John McCarthy (F) – John McCarthy is a good example of how weak the Sharks’ organization is when it comes to forward depth. McCarthy has been a minor leaguer for much of his career, and that’s where he still belongs, putting up one measly assist in 25 games with a team-worst -11 rating. McCarthy doesn’t typically make any blatant defensive mistakes, but when he’s on the ice, the best-case scenario is that the Sharks aren’t going to give up a goal.

Matt Nieto (B) – Nieto may or may not be ready for the NHL full-time, as he’s still slight of build and feeling his way through his first pro season. He’s probably here to stay now that Hertl is out long term, and has points in four of his last five games. At this point in his career, Nieto needs to play with top players in order to produce, and he may get that chance with Logan Couture out for at least three weeks.

Joe Pavelski (A-minus) – There are no surprises with Pavelski, a player that any NHL coach would love to have on his roster. The USA Olympian is on pace to record the best offensive season of his career, and can be counted on in any game situation. The only knock on him year is a minor scoring slump he endured at the end of November, but right now, he’s as valuable to the team as anyone.
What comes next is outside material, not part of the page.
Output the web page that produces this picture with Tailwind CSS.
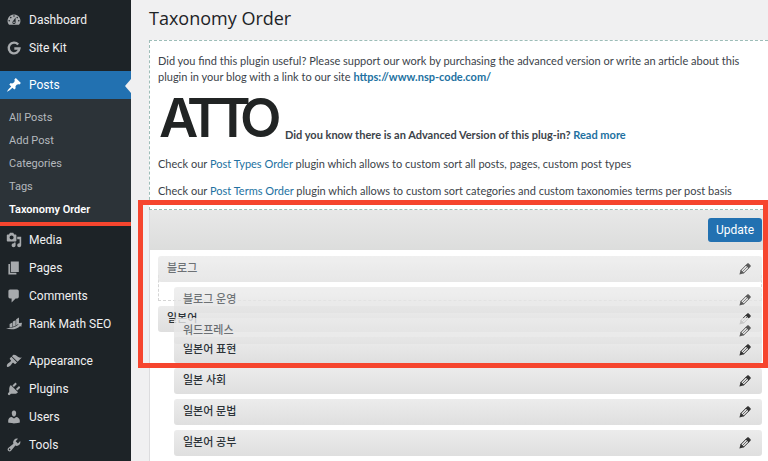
<!DOCTYPE html>
<html lang="en">
<head>
    <meta charset="UTF-8">
    <meta name="viewport" content="width=device-width, initial-scale=1.0">
    <title>Taxonomy Order</title>
    <script src="https://cdn.jsdelivr.net/npm/@tailwindcss/browser@4"></script>
</head>
<body class="flex min-h-screen overflow-x-hidden bg-[#f0f0f1] font-['Roboto','Noto_Sans_CJK_KR',sans-serif] text-[#3c434a]">

    <!-- Admin menu -->
    <nav aria-label="Main menu" class="relative w-[131px] shrink-0 bg-[#1d2327] pt-1.5 text-xs text-[#f0f0f1]">
        <a href="#" class="flex h-7 items-center gap-[7px] pl-1.5">
            <svg class="size-4 fill-[#a7aaad]" viewBox="0 0 20 20" aria-hidden="true"><path d="M3.76 16h12.48A7.998 7.998 0 0 0 10 3a7.998 7.998 0 0 0-6.24 13zM10 4c.55 0 1 .45 1 1s-.45 1-1 1-1-.45-1-1 .45-1 1-1zM6 6c.55 0 1 .45 1 1s-.45 1-1 1-1-.45-1-1 .45-1 1-1zm8 0c.55 0 1 .45 1 1s-.45 1-1 1-1-.45-1-1 .45-1 1-1zm-5.37 5.55L12 7v6c0 1.1-.9 2-2 2s-2-.9-2-2c0-.57.24-1.08.63-1.45zM4 10c.55 0 1 .45 1 1s-.45 1-1 1-1-.45-1-1 .45-1 1-1zm12 0c.55 0 1 .45 1 1s-.45 1-1 1-1-.45-1-1 .45-1 1-1zm-5 3c0-.55-.45-1-1-1s-1 .45-1 1 .45 1 1 1 1-.45 1-1z"/></svg>
            Dashboard
        </a>
        <a href="#" class="flex h-7 items-center gap-[7px] pl-1.5">
            <svg class="size-4" viewBox="0 0 20 20" fill="none" stroke="#a7aaad" stroke-width="3" aria-hidden="true"><path d="M15.2 5.6A6.7 6.7 0 1 0 16.8 10.6H10.4"/></svg>
            Site Kit
        </a>
        <a href="#" aria-current="true" class="relative mt-[9px] flex h-7 items-center gap-[7px] bg-[#2271b1] pl-1.5 text-white">
            <svg class="size-4 fill-white" viewBox="0 0 20 20" aria-hidden="true"><path d="M10.44 3.02l1.82-1.82 6.36 6.35-1.83 1.82c-1.05-.68-2.48-.57-3.41.36l-.75.75c-.92.93-1.04 2.35-.35 3.41l-1.83 1.82-2.41-2.41-2.8 2.79c-.42.42-3.38 2.71-3.8 2.29s1.86-3.39 2.28-3.81l2.79-2.79L4.1 9.36l1.83-1.82c1.05.69 2.48.57 3.4-.36l.75-.75c.93-.92 1.05-2.35.36-3.41z"/></svg>
            Posts
            <svg class="absolute top-2 right-0 h-3.5 w-1.5 fill-[#f0f0f1]" viewBox="0 0 6 14" aria-hidden="true"><path d="M6 0v14L0 7z"/></svg>
        </a>
        <div class="relative bg-[#2c3338] pt-[7px] pb-[5px] pl-[9px] text-[11px] leading-[23px] text-[#b4b9be]">
            <a href="#" class="block">All Posts</a>
            <a href="#" class="block">Add Post</a>
            <a href="#" class="block">Categories</a>
            <a href="#" class="block">Tags</a>
            <a href="#" aria-current="page" class="block font-semibold text-white">Taxonomy Order</a>
            <span class="absolute inset-x-0 bottom-0 h-1 bg-[#f6452e]"></span>
        </div>
        <a href="#" class="flex h-7 items-center gap-[7px] pl-1.5">
            <svg class="size-4 fill-[#a7aaad]" viewBox="0 0 20 20" aria-hidden="true"><path d="M13 11V4c0-.55-.45-1-1-1h-1.67L9 1H5L3.67 3H2c-.55 0-1 .45-1 1v7c0 .55.45 1 1 1h10c.55 0 1-.45 1-1zM7 4.5c1.38 0 2.5 1.12 2.5 2.5S8.38 9.5 7 9.5 4.5 8.38 4.5 7 5.62 4.5 7 4.5zM14 6h5v10.5c0 1.38-1.12 2.5-2.5 2.5S14 17.88 14 16.5s1.12-2.5 2.5-2.5c.17 0 .34.02.5.05V9h-3V6zm-4 8.05V13h2v3.5c0 1.38-1.12 2.5-2.5 2.5S7 17.88 7 16.5 8.12 14 9.5 14c.17 0 .34.02.5.05z"/></svg>
            Media
        </a>
        <a href="#" class="flex h-7 items-center gap-[7px] pl-1.5">
            <svg class="size-4 fill-[#a7aaad]" viewBox="0 0 20 20" aria-hidden="true"><path d="M6 15V2h10v13H6zm-1 1h8v2H3V5h2v11z"/></svg>
            Pages
        </a>
        <a href="#" class="flex h-7 items-center gap-[7px] pl-1.5">
            <svg class="size-4 fill-[#a7aaad]" viewBox="0 0 20 20" aria-hidden="true"><path d="M5 2h9c1.1 0 2 .9 2 2v7c0 1.1-.9 2-2 2h-2l-5 5v-5H5c-1.1 0-2-.9-2-2V4c0-1.1.9-2 2-2z"/></svg>
            Comments
        </a>
        <a href="#" class="flex h-7 items-center gap-[7px] pl-1.5">
            <svg class="size-4 fill-[#a7aaad]" viewBox="0 0 20 20" aria-hidden="true"><path d="M4.500 10l3.500-1.800v5.600l-3.500.8zM8.600 7l3.500-1.800v7L8.600 13.500zM12.700 4l3.500-2v7.500l-3.500 2.300zM0 15c5 .5 11-.6 15.600-4.500L14.300 9.200l5.700-.9-1 5.300-1.300-1.200C13.500 16.700 6 18 0 15z"/></svg>
            Rank Math SEO
        </a>
        <a href="#" class="mt-[9px] flex h-7 items-center gap-[7px] pl-1.5">
            <svg class="size-4 fill-[#a7aaad]" viewBox="0 0 20 20" aria-hidden="true"><path d="M14.48 11.06L7.41 3.99l1.5-1.5c.5-.56 2.3-.47 3.51.32 1.21.8 1.43 1.28 2.91 2.1 1.18.64 2.45 1.26 4.45.85zm-.71.71L6.7 4.7 4.93 6.47c-.39.39-.39 1.02 0 1.41l1.06 1.06c.39.39.39 1.03 0 1.42-.6.6-1.43 1.11-2.21 1.69-.35.26-.7.53-1.01.84C1.43 14.23.4 16.08 1.4 17.07c.99 1 2.84-.03 4.18-1.36.31-.31.58-.66.85-1.02.57-.78 1.08-1.61 1.69-2.21.39-.39 1.02-.39 1.41 0l1.06 1.06c.39.39 1.02.39 1.41 0z"/></svg>
            Appearance
        </a>
        <a href="#" class="flex h-7 items-center gap-[7px] pl-1.5">
            <svg class="size-4 fill-[#a7aaad]" viewBox="0 0 20 20" aria-hidden="true"><path d="M13.11 4.36L9.87 7.6 8 5.73l3.24-3.24c.35-.34 1.05-.2 1.56.32.52.51.66 1.21.31 1.55zm-8 1.77l.91-1.12 9.01 9.01-1.19.84c-.71.71-2.63 1.16-3.82 1.16H6.14L4.9 17.26c-.59.59-1.54.59-2.12 0-.59-.58-.59-1.53 0-2.12l1.24-1.24v-3.88c0-1.13.4-3.19 1.09-3.89zm7.26 3.97l3.24-3.24c.34-.35 1.04-.21 1.55.31.52.51.66 1.21.31 1.55l-3.24 3.25z"/></svg>
            Plugins
        </a>
        <a href="#" class="flex h-7 items-center gap-[7px] pl-1.5">
            <svg class="size-4 fill-[#a7aaad]" viewBox="0 0 20 20" aria-hidden="true"><path d="M10 9.25c-2.27 0-2.73-3.44-2.73-3.44C7 4.02 7.82 2 9.97 2c2.16 0 2.98 2.02 2.71 3.81 0 0-.41 3.44-2.68 3.44zm0 2.57L12.72 10c2.39 0 4.52 2.33 4.52 4.53v2.49s-3.65 1.13-7.24 1.13c-3.65 0-7.24-1.13-7.24-1.13v-2.49c0-2.25 1.94-4.48 4.47-4.48z"/></svg>
            Users
        </a>
        <a href="#" class="flex h-7 items-center gap-[7px] pl-1.5">
            <svg class="size-4 fill-[#a7aaad]" viewBox="0 0 20 20" aria-hidden="true"><path d="M16.68 9.77c-1.34 1.34-3.3 1.67-4.95.99l-5.41 6.52c-.99.99-2.59.99-3.58 0s-.99-2.59 0-3.57l6.52-5.42c-.68-1.65-.35-3.61.99-4.95 1.28-1.28 3.12-1.62 4.72-1.06l-2.89 2.89 2.82 2.82 2.86-2.87c.53 1.58.18 3.39-1.08 4.65zM3.81 16.21c.4.39 1.04.39 1.43 0 .4-.4.4-1.04 0-1.43-.39-.4-1.03-.4-1.43 0-.39.39-.39 1.03 0 1.43z"/></svg>
            Tools
        </a>
    </nav>

    <!-- Shared pencil icon -->
    <svg class="hidden" aria-hidden="true">
        <symbol id="pencil" viewBox="0 0 12 12">
            <path d="M2 7.300L7.200 2 10 4.800 4.700 10z" fill="#e4e4e4" stroke="#333" stroke-width="1"/>
            <path d="M3.600 8.400L8.500 3.500" stroke="#666" stroke-width="1" fill="none"/>
            <path d="M6.500 2.300L8.300.5c.4-.4 1-.4 1.400 0l1.800 1.800c.4.4.4 1 0 1.400L9.700 5.500zM1.700 6.800L.4 11.600 5.200 10.300z" fill="#333"/>
        </symbol>
    </svg>

    <main class="flex min-w-0 flex-1 flex-col pl-[18px]">
        <h1 class="pt-1.5 pb-2.5 font-['Open_Sans',sans-serif] text-lg leading-6 text-[#1d2327]">Taxonomy Order</h1>

        <section class="flex flex-col gap-[11px] border-y border-l border-dashed border-[#9dbdb8] bg-white pt-3 pr-6 pb-2.5 pl-2 font-['Lato',sans-serif] text-[11px] leading-4">
            <p>Did you find this plugin useful? Please support our work by purchasing the advanced version or write an article about this plugin in your blog with a link to our site <a href="#" class="font-bold text-[#2271a1]">https://www.nsp-code.com/</a></p>
            <div class="flex items-end gap-1 pb-0.5 font-bold">
                <svg class="-mt-4 -mb-2 h-[71px] w-[123px] font-['Inter',sans-serif] font-semibold" viewBox="0 -16 123 71" fill="#212424" font-size="54" role="img" aria-label="ATTO">
                    <text x="1 29 57 82" y="41">ATTO</text>
                </svg>
                <p>Did you know there is an Advanced Version of this plug-in? <a href="#" class="text-[#2271a1]">Read more</a></p>
            </div>
            <p>Check our <a href="#" class="text-[#2271a1]">Post Types Order</a> plugin which allows to custom sort all posts, pages, custom post types</p>
            <p>Check our <a href="#" class="text-[#2271a1]">Post Terms Order</a> plugin which allows to custom sort categories and custom taxonomies terms per post basis</p>
        </section>

        <section class="relative flex-1 border-l border-[#dcdcde] bg-white">
            <div class="flex h-10 items-center justify-end bg-linear-to-b from-[#e8e8e8] to-[#dcdddc] pr-1.5">
                <button type="button" class="h-6 rounded-[3px] bg-[#2271b1] px-2 text-xs text-white">Update</button>
            </div>

            <div class="relative pt-[25px] pr-1.5 pl-2 text-[11px] font-medium text-[#2c3338]">
                <!-- Drop target left behind by the dragged term -->
                <div class="mb-[5px] h-[26px] border border-t-0 border-dashed border-[#d5d5d5]"></div>

                <ul class="flex flex-col gap-[5px]">
                    <li class="flex h-[26px] items-center justify-between rounded-[3px] bg-linear-to-b from-[#ececec] to-[#dfdfdf] pr-[11px] pl-[9px]">
                        일본어
                        <button type="button" aria-label="Edit 일본어"><svg class="size-3"><use href="#pencil"/></svg></button>
                    </li>
                    <li class="ml-4 flex h-[26px] items-center justify-between rounded-[3px] bg-linear-to-b from-[#ececec] to-[#dfdfdf] pr-[11px] pl-[9px]">
                        일본어 표현
                        <button type="button" aria-label="Edit 일본어 표현"><svg class="size-3"><use href="#pencil"/></svg></button>
                    </li>
                    <li class="ml-4 flex h-[26px] items-center justify-between rounded-[3px] bg-linear-to-b from-[#ececec] to-[#dfdfdf] pr-[11px] pl-[9px]">
                        일본 사회
                        <button type="button" aria-label="Edit 일본 사회"><svg class="size-3"><use href="#pencil"/></svg></button>
                    </li>
                    <li class="ml-4 flex h-[26px] items-center justify-between rounded-[3px] bg-linear-to-b from-[#ececec] to-[#dfdfdf] pr-[11px] pl-[9px]">
                        일본어 문법
                        <button type="button" aria-label="Edit 일본어 문법"><svg class="size-3"><use href="#pencil"/></svg></button>
                    </li>
                    <li class="ml-4 flex h-[26px] items-center justify-between rounded-[3px] bg-linear-to-b from-[#ececec] to-[#dfdfdf] pr-[11px] pl-[9px]">
                        일본어 공부
                        <button type="button" aria-label="Edit 일본어 공부"><svg class="size-3"><use href="#pencil"/></svg></button>
                    </li>
                </ul>

                <!-- Term and its children while being dragged -->
                <ul class="absolute top-1.5 right-1.5 left-2 flex flex-col gap-[5px] text-[#2c3338]/85 opacity-80">
                    <li class="flex h-[26px] items-center justify-between rounded-[3px] bg-linear-to-b from-[#ececec] to-[#e2e2e2] pr-[11px] pl-[9px]">
                        블로그
                        <button type="button" aria-label="Edit 블로그"><svg class="size-3"><use href="#pencil"/></svg></button>
                    </li>
                    <li class="ml-4 flex h-[26px] items-center justify-between rounded-[3px] bg-linear-to-b from-[#ececec] to-[#e2e2e2] pr-[11px] pl-[9px]">
                        블로그 운영
                        <button type="button" aria-label="Edit 블로그 운영"><svg class="size-3"><use href="#pencil"/></svg></button>
                    </li>
                    <li class="ml-4 flex h-[26px] items-center justify-between rounded-[3px] bg-linear-to-b from-[#ececec] to-[#e2e2e2] pr-[11px] pl-[9px]">
                        워드프레스
                        <button type="button" aria-label="Edit 워드프레스"><svg class="size-3"><use href="#pencil"/></svg></button>
                    </li>
                </ul>
            </div>

            <!-- Highlight frame -->
            <div class="pointer-events-none absolute -top-2.5 right-0 -left-3 h-[168px] border-[5px] border-[#f6452e]"></div>
        </section>
    </main>
</body>
</html>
James Sheppard (C) – Sheppard is a reliable fourth line guy, but like Andrew Desjardins, has just one goal on the season. The biggest knock on Sheppard is that he hasn’t been able to move up in the lineup at all, and on a team that is dealing with several injuries, that’s a problem. Unlike Desjardins, Sheppard doesn’t kill penalties, and is probably not doing enough at this point in time to earn another NHL contract.

Joe Thornton (A-plus) – There’s no denying that Thornton’s game got a huge boost from the addition of Brent Burns, and the captain continues to lead the NHL in assists and is tied for fifth in the league in overall scoring. Perhaps Thornton, already likely motivated with an expiring contract, will get a boost from getting snubbed from Team Canada, too. Either way, Thornton has probably been the Sharks’ MVP so far, and his line with Burns and now Joe Pavelski (at least temporarily) has been a joy to watch.

[RELATED: Thornton proud to be among NHL scoring leaders]

Tommy Wingels (B-plus) – When a healthy Sharks team opened training camp, Tommy Wingels was the one guy that stood out as a still somewhat unproven NHL player in the top nine. Through the first half, Wingels has shown that he does in fact deserve to play on a nightly basis, and is as tough as anyone on the roster. His scoring has dried up a bit, but it’s important to note that the 25-year-old is still in his first career 82-game NHL season. Hopefully, his upper body injury is not serious.